• _Exercise prompt_:
Output nothing but the number of lines that include the word "page".

• _Dataset excerpt_:
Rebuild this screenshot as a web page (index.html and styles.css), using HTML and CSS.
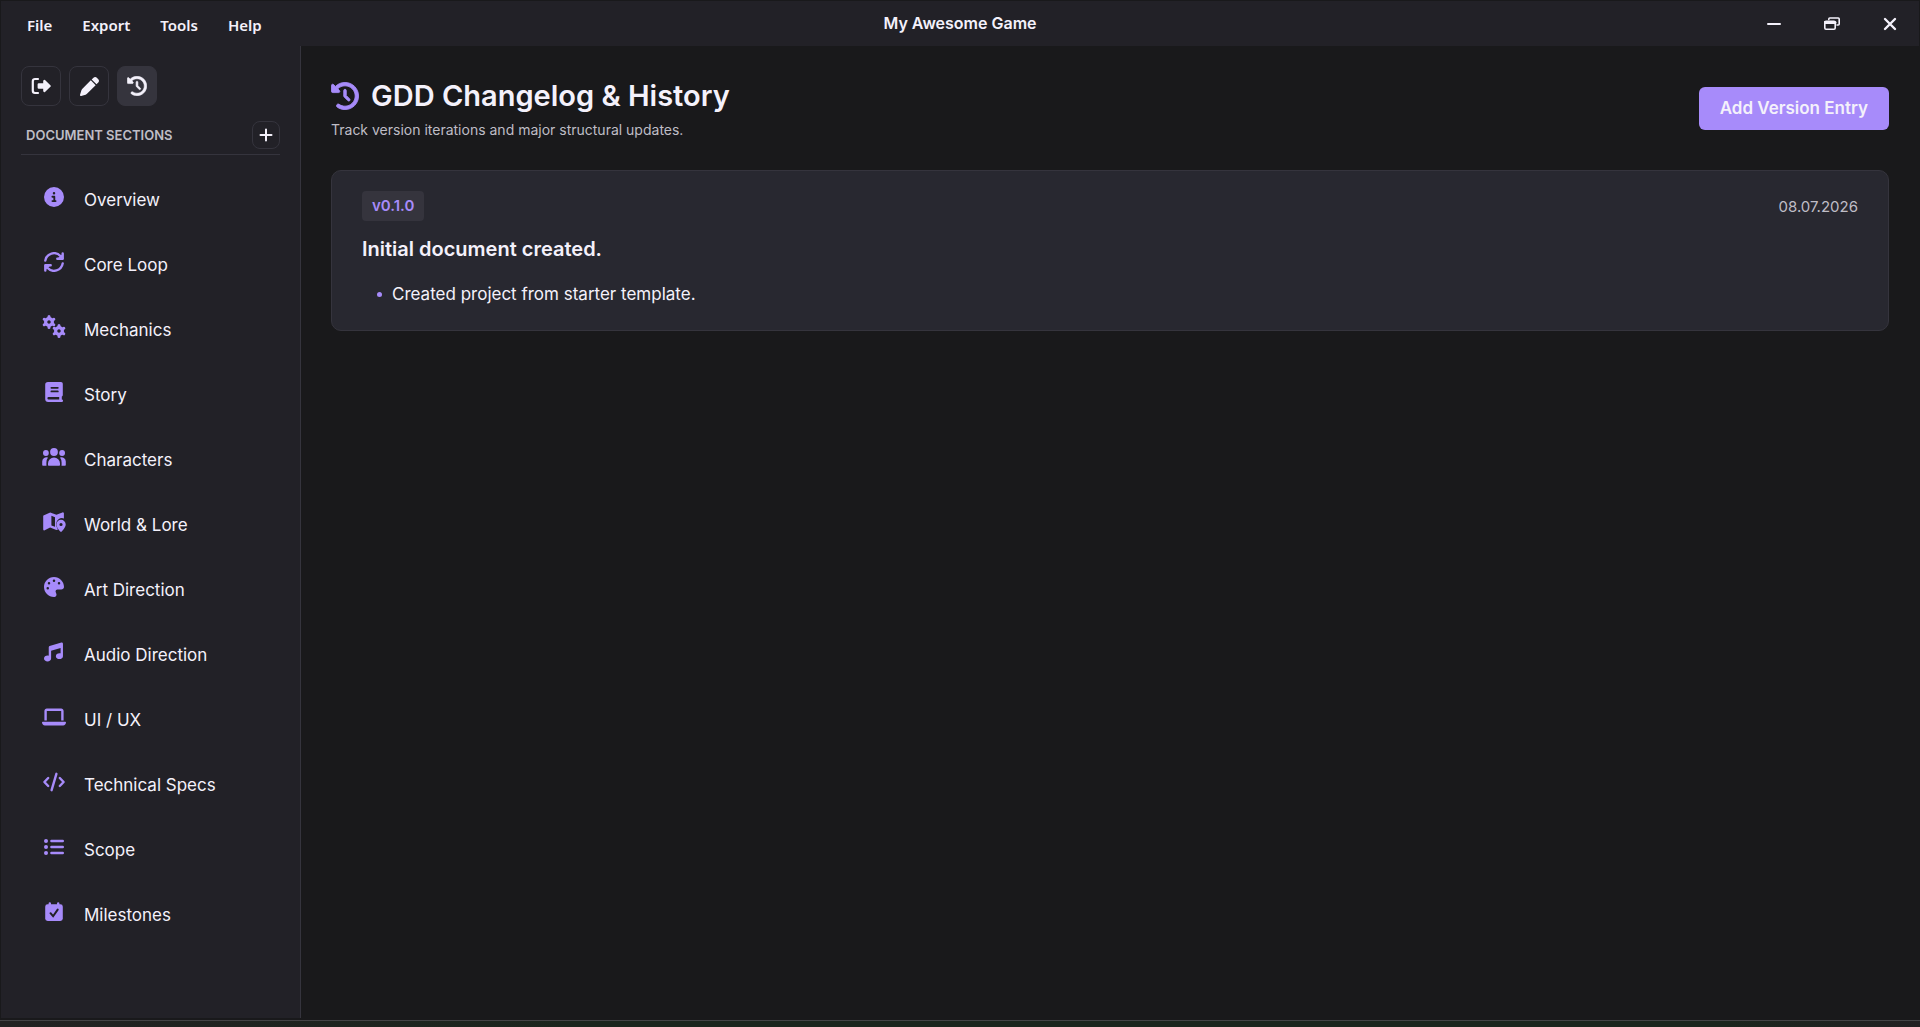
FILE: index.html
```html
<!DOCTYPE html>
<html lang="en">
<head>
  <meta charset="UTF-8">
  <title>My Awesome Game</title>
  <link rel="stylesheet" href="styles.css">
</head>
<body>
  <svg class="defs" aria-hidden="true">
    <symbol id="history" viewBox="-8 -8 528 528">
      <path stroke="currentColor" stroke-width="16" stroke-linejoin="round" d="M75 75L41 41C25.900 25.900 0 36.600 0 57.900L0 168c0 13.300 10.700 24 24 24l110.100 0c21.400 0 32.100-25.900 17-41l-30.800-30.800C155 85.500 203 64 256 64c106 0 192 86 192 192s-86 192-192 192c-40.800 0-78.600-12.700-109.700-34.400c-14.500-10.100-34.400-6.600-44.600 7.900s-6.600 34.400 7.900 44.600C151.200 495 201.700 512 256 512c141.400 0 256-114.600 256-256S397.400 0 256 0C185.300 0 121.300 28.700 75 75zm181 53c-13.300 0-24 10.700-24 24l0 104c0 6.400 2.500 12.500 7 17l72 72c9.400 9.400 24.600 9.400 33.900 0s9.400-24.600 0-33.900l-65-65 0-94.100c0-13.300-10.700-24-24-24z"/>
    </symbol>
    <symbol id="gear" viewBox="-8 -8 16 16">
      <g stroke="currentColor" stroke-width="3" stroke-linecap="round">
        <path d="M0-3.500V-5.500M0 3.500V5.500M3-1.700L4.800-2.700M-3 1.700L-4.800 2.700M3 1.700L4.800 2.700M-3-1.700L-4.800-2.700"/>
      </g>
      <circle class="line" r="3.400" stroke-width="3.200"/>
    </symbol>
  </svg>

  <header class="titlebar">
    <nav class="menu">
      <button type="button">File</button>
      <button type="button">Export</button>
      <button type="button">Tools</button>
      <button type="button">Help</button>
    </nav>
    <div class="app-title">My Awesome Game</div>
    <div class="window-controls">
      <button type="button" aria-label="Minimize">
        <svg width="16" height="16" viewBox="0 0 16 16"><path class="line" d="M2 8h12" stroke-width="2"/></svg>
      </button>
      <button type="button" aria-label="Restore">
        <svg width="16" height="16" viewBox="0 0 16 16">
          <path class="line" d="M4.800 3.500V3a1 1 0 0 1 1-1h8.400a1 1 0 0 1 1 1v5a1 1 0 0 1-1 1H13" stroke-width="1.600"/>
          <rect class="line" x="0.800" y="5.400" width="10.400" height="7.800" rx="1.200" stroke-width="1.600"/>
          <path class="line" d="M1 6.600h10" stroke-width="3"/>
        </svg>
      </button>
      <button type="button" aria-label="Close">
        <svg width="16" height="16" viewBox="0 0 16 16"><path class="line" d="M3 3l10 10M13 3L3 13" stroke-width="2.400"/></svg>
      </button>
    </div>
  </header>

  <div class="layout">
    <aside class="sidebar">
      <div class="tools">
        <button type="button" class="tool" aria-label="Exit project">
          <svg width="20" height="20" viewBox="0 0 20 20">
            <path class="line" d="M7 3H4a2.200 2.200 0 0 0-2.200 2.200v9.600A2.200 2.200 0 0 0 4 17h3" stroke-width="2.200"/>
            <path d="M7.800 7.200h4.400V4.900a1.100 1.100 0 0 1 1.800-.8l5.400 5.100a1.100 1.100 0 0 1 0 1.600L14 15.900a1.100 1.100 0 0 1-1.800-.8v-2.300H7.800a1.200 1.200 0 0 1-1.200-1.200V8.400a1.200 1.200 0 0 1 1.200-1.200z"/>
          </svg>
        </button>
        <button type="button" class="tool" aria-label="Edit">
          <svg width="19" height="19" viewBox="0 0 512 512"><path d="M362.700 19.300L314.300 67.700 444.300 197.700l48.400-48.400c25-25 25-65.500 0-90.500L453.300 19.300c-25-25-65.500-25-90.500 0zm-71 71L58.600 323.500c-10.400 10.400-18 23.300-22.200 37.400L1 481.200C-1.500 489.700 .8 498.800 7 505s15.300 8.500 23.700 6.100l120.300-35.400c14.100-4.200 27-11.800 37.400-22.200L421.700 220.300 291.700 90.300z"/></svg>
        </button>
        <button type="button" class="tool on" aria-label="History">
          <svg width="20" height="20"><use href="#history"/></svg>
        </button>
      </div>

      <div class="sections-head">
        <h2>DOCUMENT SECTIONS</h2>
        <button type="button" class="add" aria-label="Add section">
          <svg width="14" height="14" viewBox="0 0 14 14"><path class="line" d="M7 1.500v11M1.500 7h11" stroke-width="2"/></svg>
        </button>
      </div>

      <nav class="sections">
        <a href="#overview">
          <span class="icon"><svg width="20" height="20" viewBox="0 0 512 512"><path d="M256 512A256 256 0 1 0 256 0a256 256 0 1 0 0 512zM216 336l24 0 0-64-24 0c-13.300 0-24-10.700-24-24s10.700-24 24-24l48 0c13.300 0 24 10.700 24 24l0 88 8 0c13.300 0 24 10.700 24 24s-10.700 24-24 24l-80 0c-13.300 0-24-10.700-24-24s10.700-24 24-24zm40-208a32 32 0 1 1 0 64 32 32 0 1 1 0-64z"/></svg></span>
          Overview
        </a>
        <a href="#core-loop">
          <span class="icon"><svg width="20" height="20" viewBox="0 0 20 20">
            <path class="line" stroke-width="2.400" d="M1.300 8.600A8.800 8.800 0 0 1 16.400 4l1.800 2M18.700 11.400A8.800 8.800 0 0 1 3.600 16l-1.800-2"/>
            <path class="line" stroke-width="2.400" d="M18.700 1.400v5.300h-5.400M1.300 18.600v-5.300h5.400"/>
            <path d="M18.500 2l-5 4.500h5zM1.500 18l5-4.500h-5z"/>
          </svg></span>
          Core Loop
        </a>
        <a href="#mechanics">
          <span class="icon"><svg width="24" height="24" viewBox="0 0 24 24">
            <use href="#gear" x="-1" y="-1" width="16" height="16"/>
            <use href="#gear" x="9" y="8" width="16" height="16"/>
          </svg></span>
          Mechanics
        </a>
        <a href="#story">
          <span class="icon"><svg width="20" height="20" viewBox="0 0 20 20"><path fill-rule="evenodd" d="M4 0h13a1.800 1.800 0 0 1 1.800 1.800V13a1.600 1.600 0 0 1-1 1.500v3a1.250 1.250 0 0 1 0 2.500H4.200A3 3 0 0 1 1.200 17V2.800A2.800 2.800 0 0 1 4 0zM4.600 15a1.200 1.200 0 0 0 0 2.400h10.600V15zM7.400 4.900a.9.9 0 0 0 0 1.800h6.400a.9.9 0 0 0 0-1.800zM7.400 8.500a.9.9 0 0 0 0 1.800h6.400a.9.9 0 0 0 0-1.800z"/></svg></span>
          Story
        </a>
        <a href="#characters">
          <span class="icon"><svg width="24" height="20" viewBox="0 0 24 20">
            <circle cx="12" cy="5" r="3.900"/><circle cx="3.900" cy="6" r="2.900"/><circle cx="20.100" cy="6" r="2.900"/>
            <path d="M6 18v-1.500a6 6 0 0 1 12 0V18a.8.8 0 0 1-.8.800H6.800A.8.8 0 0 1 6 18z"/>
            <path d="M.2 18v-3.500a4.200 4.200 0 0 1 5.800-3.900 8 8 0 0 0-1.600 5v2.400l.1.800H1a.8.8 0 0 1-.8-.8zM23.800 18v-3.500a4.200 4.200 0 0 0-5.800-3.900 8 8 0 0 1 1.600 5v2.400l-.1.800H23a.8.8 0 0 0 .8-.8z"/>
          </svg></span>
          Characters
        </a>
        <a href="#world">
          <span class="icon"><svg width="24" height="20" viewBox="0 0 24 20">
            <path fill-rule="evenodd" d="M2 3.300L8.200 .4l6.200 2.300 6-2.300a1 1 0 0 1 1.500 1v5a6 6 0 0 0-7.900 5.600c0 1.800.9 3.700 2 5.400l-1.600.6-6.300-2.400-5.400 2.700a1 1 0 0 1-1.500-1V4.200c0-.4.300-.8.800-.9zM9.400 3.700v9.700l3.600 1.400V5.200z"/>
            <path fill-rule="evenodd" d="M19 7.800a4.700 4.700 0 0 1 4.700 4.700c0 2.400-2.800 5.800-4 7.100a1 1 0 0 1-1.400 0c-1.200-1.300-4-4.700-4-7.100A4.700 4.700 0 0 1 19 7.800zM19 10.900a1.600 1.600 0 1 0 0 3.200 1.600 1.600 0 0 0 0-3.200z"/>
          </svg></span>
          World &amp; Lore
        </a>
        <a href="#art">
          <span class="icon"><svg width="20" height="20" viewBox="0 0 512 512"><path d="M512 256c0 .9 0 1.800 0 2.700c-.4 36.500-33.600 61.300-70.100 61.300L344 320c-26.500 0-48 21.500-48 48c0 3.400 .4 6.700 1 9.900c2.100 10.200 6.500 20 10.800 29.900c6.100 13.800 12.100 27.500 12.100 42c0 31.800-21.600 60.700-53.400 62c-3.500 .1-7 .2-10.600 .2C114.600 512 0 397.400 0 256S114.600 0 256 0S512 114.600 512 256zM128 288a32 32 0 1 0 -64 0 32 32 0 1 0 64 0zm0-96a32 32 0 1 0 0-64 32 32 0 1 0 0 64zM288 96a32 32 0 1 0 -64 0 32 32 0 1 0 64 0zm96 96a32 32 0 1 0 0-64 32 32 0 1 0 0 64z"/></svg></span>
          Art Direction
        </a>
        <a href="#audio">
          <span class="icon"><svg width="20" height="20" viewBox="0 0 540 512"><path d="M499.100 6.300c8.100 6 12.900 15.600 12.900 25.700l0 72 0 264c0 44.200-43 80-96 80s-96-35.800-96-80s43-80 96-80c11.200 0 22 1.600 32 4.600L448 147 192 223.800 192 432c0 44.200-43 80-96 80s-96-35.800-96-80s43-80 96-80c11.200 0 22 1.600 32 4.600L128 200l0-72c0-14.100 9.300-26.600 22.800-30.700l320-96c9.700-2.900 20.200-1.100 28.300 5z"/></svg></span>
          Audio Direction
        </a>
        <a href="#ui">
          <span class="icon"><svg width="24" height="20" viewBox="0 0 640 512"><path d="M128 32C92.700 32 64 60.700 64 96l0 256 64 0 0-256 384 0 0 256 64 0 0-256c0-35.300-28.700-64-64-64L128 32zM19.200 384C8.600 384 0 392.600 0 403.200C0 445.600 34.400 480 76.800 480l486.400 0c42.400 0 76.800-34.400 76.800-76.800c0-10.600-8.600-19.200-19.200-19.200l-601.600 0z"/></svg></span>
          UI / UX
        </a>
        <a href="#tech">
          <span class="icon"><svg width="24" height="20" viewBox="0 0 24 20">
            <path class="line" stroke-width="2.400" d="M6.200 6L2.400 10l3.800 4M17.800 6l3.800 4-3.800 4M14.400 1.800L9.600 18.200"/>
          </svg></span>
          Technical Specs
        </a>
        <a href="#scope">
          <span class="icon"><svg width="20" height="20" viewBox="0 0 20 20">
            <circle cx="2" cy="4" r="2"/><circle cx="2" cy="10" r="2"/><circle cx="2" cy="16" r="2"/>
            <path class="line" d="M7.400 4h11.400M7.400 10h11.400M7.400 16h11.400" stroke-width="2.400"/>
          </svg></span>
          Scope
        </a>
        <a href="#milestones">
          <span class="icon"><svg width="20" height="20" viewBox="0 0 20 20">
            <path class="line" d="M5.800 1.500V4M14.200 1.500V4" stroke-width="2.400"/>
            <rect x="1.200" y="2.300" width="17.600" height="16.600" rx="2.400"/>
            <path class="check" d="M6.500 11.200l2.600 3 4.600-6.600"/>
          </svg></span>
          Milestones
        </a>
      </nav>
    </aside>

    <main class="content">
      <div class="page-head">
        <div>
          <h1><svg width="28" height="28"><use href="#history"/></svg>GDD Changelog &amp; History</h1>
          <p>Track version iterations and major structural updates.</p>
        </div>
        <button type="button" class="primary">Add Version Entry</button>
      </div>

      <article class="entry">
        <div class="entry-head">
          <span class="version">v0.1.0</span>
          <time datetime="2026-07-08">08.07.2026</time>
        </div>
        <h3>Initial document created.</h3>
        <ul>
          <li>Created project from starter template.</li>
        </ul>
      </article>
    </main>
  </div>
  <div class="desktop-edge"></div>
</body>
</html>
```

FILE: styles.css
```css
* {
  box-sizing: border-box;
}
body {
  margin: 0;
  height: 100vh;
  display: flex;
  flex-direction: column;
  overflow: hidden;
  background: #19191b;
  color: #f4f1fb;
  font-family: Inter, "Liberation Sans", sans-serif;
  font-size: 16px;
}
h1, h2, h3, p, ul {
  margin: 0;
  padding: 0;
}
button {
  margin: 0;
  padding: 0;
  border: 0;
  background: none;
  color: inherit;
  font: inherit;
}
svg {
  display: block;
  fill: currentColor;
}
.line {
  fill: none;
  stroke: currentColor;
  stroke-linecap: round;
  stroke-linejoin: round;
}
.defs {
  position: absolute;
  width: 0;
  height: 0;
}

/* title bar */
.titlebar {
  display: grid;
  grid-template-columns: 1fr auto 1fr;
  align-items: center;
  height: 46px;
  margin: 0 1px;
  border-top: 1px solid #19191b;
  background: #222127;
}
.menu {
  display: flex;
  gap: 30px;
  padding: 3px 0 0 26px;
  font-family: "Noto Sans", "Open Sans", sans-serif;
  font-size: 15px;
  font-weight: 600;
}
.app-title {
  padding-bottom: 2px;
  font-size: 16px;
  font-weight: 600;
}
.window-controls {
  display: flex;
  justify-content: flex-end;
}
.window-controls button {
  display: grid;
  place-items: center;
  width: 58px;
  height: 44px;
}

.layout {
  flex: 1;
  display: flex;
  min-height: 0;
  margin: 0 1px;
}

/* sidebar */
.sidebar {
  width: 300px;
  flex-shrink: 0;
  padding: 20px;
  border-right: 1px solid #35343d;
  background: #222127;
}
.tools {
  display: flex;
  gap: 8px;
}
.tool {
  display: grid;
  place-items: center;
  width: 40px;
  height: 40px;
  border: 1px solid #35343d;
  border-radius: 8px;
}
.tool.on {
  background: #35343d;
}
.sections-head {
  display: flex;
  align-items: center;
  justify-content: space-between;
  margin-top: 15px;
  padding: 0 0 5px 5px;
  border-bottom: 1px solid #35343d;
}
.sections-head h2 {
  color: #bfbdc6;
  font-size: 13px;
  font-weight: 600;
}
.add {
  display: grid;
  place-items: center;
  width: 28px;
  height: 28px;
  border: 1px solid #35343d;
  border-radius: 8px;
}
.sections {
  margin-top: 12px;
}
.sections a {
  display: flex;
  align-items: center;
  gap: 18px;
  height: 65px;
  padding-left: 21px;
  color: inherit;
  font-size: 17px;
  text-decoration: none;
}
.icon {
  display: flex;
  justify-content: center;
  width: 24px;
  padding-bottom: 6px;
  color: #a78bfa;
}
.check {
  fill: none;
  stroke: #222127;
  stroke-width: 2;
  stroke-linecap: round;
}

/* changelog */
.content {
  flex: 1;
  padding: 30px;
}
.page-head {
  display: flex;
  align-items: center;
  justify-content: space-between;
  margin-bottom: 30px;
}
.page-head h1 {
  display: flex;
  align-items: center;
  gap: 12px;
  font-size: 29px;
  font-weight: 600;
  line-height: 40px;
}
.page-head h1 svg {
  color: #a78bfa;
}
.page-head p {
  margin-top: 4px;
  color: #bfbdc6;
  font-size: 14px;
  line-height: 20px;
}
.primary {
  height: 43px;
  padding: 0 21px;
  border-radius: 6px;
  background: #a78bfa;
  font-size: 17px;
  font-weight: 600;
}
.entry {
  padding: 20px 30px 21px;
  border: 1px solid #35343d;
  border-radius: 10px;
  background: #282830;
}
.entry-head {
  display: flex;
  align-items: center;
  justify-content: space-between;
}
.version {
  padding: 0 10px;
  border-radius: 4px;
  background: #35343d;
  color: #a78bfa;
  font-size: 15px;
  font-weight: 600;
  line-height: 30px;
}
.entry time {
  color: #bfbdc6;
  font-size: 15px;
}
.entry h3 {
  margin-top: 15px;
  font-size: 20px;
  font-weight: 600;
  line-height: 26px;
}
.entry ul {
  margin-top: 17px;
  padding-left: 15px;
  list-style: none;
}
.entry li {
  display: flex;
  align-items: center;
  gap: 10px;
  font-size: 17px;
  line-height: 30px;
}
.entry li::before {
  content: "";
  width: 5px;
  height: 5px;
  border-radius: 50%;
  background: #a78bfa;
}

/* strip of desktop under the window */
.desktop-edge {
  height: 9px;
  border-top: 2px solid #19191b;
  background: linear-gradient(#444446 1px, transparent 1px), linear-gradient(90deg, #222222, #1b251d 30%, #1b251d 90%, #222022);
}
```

• _Task response_:
6